Late in overtime, Toliver and forward Marissa Coleman sank two free throws each to solidify Maryland’s 78-75 lead with 13.4 seconds left. Duke forward Jessica Foley had a look from three in the final seconds to tie, but the shot grazed the front of the iron, and the Terps had their first national championship in program history.
Toliver, forward Laura Harper and guard Shay Doron scored 16 points each, tying for Maryland’s team-high in the game. Coleman finished with the double-double on 10 points and 14 rebounds, a dominant performance for the freshman.
Duke guard Monique Currie had a game-high 22 points on 7-of-16 shooting, and center Alison Bales had a double-double of her own, scoring 19 points, going 7-of-11 from the floor, and nabbed 12 boards.
2005-06 Maryland Terrapins: In head coach Brenda Frese’s fourth season at the helm in College Park, Maryland went 28-4 (12-2) and finished tied for second in the ACC with Duke. As the No. 3 seed in the ACC Tournament, the Terps made it to the title game, falling to regular season champion North Carolina.

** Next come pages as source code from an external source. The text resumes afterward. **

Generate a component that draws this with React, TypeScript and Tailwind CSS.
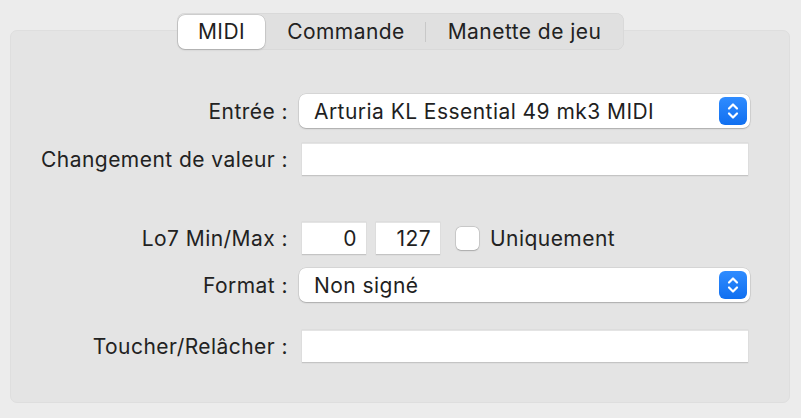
import React from 'react';

const font = { fontFamily: 'Inter, "Noto Sans", sans-serif' };

function Stepper() {
  return (
    <div className="w-[28px] h-[28px] rounded-[6px] bg-gradient-to-b from-[#2f8cff] to-[#0f6ff0] flex items-center justify-center">
      <svg width="14" height="20" viewBox="0 0 14 20" fill="none" stroke="white" strokeWidth="2.2" strokeLinecap="round" strokeLinejoin="round">
        <path d="M3 7.5 L7 3.5 L11 7.5" />
        <path d="M3 12.5 L7 16.5 L11 12.5" />
      </svg>
    </div>
  );
}

function Popup({ value }: { value: string }) {
  return (
    <div className="h-[34px] w-[451px] bg-white rounded-[7px] shadow-[0_0_0_0.5px_rgba(0,0,0,0.12),0_1px_1.5px_rgba(0,0,0,0.2)] flex items-center justify-between pl-[15px] pr-[3px]">
      <span className="text-[21px] tracking-[0.45px] text-[#1f1f1f] leading-none">{value}</span>
      <Stepper />
    </div>
  );
}

function Field({ className = '', children }: { className?: string; children?: React.ReactNode }) {
  return (
    <div className={`h-[33px] bg-white border-t border-t-[#e4e4e4] border-b border-b-[#c4c4c4] shadow-[0_0_0_0.5px_rgba(0,0,0,0.06)] flex items-center justify-end pr-[9px] text-[21px] tracking-[0.45px] text-[#1f1f1f] ${className}`}>
      {children}
    </div>
  );
}

function Label({ children }: { children: React.ReactNode }) {
  return <div className="w-[278px] text-right text-[21px] tracking-[0.45px] text-[#222] leading-none pr-[1px] whitespace-nowrap">{children}</div>;
}

export default function App() {
  return (
    <div className="w-[801px] h-[418px] bg-[#ececec] pt-[13px] overflow-hidden" style={font}>
      {/* Tabs */}
      <div className="relative z-10 flex justify-center -mb-[20px]">
        <div className="h-[37px] flex items-center bg-[#e0e0e0] rounded-[8px] shadow-[inset_0_0_0_0.5px_rgba(0,0,0,0.06)] px-[1px] text-[21px] tracking-[0.45px]">
          <div className="h-[34px] w-[87px] bg-white rounded-[7px] shadow-[0_0_0_0.5px_rgba(0,0,0,0.15),0_1px_2px_rgba(0,0,0,0.15)] flex items-center justify-center text-[#1f1f1f]">
            MIDI
          </div>
          <div className="w-[160px] flex items-center justify-center text-[#222] pl-[2px]">Commande</div>
          <div className="w-px h-[20px] bg-[#c8c8c8]" />
          <div className="w-[197px] flex items-center justify-center text-[#222]">Manette de jeu</div>
        </div>
      </div>

      {/* Panel */}
      <div className="mx-[10px] w-[780px] h-[373px] bg-[#e4e4e4] rounded-[7px] border border-[#dedede] pt-[63px]">
        <div className="flex items-center gap-[10px]">
          <Label>Entrée :</Label>
          <Popup value="Arturia KL Essential 49 mk3 MIDI" />
        </div>

        <div className="flex items-center gap-[13px] mt-[14px] h-[34px]">
          <Label>Changement de valeur :</Label>
          <Field className="w-[446px]" />
        </div>

        <div className="flex items-center gap-[13px] mt-[46px]">
          <Label>Lo7 Min/Max :</Label>
          <Field className="w-[64px]">0</Field>
          <Field className="w-[64px] -ml-[3px]">127</Field>
          <div className="flex items-center gap-[11px] ml-[3px]">
            <div className="w-[23px] h-[23px] bg-white rounded-[5px] shadow-[0_0_0_0.5px_rgba(0,0,0,0.18),0_0.5px_1.5px_rgba(0,0,0,0.18)]" />
            <span className="text-[21px] tracking-[0.45px] text-[#222]">Uniquement</span>
          </div>
        </div>

        <div className="flex items-center gap-[10px] mt-[13px]">
          <Label>Format :</Label>
          <Popup value="Non signé" />
        </div>

        <div className="flex items-center gap-[13px] mt-[28px]">
          <Label>Toucher/Relâcher :</Label>
          <Field className="w-[446px]" />
        </div>
      </div>
    </div>
  );
}
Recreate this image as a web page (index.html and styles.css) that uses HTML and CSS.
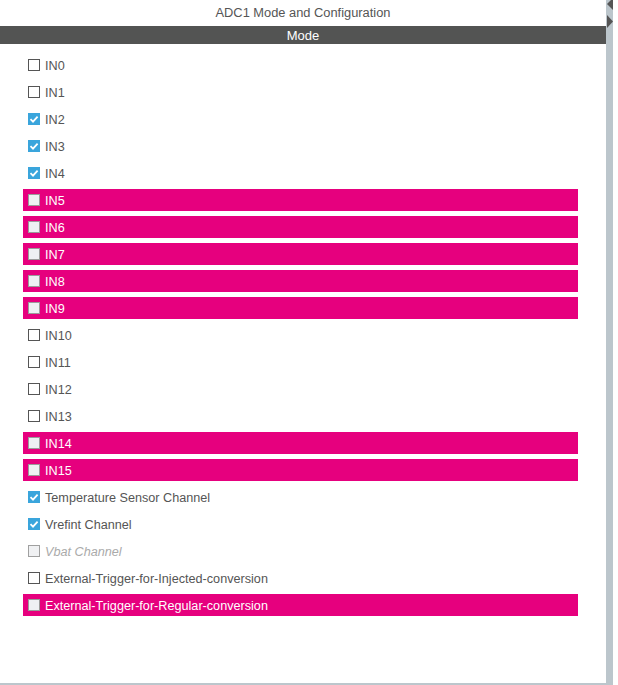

The Terps earned the No. 2 seed in the Albuquerque Region, one of seven teams the ACC sent to the Big Dance. Maryland made easy work of No. 15 seed Sacred Heart in the first round, 95-54, then took care of No. 7 seed St. John’s in the second round, 84-71, and No. 3 seed Baylor in the Sweet 16, 82-63. No. 5 seed Utah posed a serious threat in the Elite Eight, forcing overtime, but the Terps prevailed, 75-65, to get back to the Final Four for the first time since 1989 and third time in program history. In the Final Four, Maryland faced a familiar foe: No. 1 seed North Carolina. But the Terps dispatched the Tar Heels, 81-70, and advanced to their first-ever national championship game. The overtime win against Duke in the season finale improved Maryland to 6-0 in overtime for the year.
Center Crystal Langhorne led the team in scoring and rebounding with 17.2 points and 8.6 rebounds per game. Coleman wasn’t far behind her, with 13.8 points and 8.1 rebounds per contest, also shooting 47 percent from three for the season. Toliver, the hero at the end of regulation in the championship game, added 11.6 points per outing and shot 40.4 percent from deep.
2005-06 Duke Blue Devils: Duke started the season 20-0 before losing its first game of the season Jan. 29 to No. 2 North Carolina at home, 74-70. The team finished the regular season 26-3 (12-2), tied with Maryland for second in the ACC and lost in the semifinals of the conference tournament to the Terps, 78-70.
Duke was the No. 1 seed in the Bridgeport Region and cruised to the Elite Eight, conquering No. 16 seed Southern (96-27), No. 8 seed USC (85-51) and No. 4 seed Michigan State (86-61) before No. 2 seed Connecticut gave the Blue Devils a fight. It required overtime, but Duke prevailed over the Huskies, 63-61, for the program’s fourth Final Four and first trip back since 2003. The Blue Devils demolished No. 1 seed LSU, 64-45, in the national semifinals to get to their second-ever title game after getting there in 1999.
Currie was the team’s leading scorer at 16.4 points per game, adding 5.8 boards and 2.8 assists each contest to boot. Forward Mistie Williams and guard Lindsey Harding complemented her, chipping in 11.2 and 10.7 points per outing, respectively, with Williams leading her team in rebounding with an average of 6.3 per game. It was head coach Gail Goestenkors’s 14th season in charge at Duke.
2006 NCAA Tournament: Three ACC teams made the Final Four: Maryland, Duke and North Carolina, and LSU rounded out the rest of the national semifinals. It was Carolina’s second-ever Final Four and first since 1994 and LSU’s third-straight Final Four. The event was held at TD Garden in Boston, the home of the Boston Celtics and Boston Bruins.
The biggest upset of the tournament came in the second round when No. 8 seed Boston College defeated No. 1 seed Ohio State, 79-69, for a trip to the Sweet 16. Boston College would lose in the Sweet 16 to No. 5 seed Utah, 57-54, narrowly missing out on the program’s first-ever Elite Eight appearance. It was Utah’s first and only Elite Eight run in the team’s history.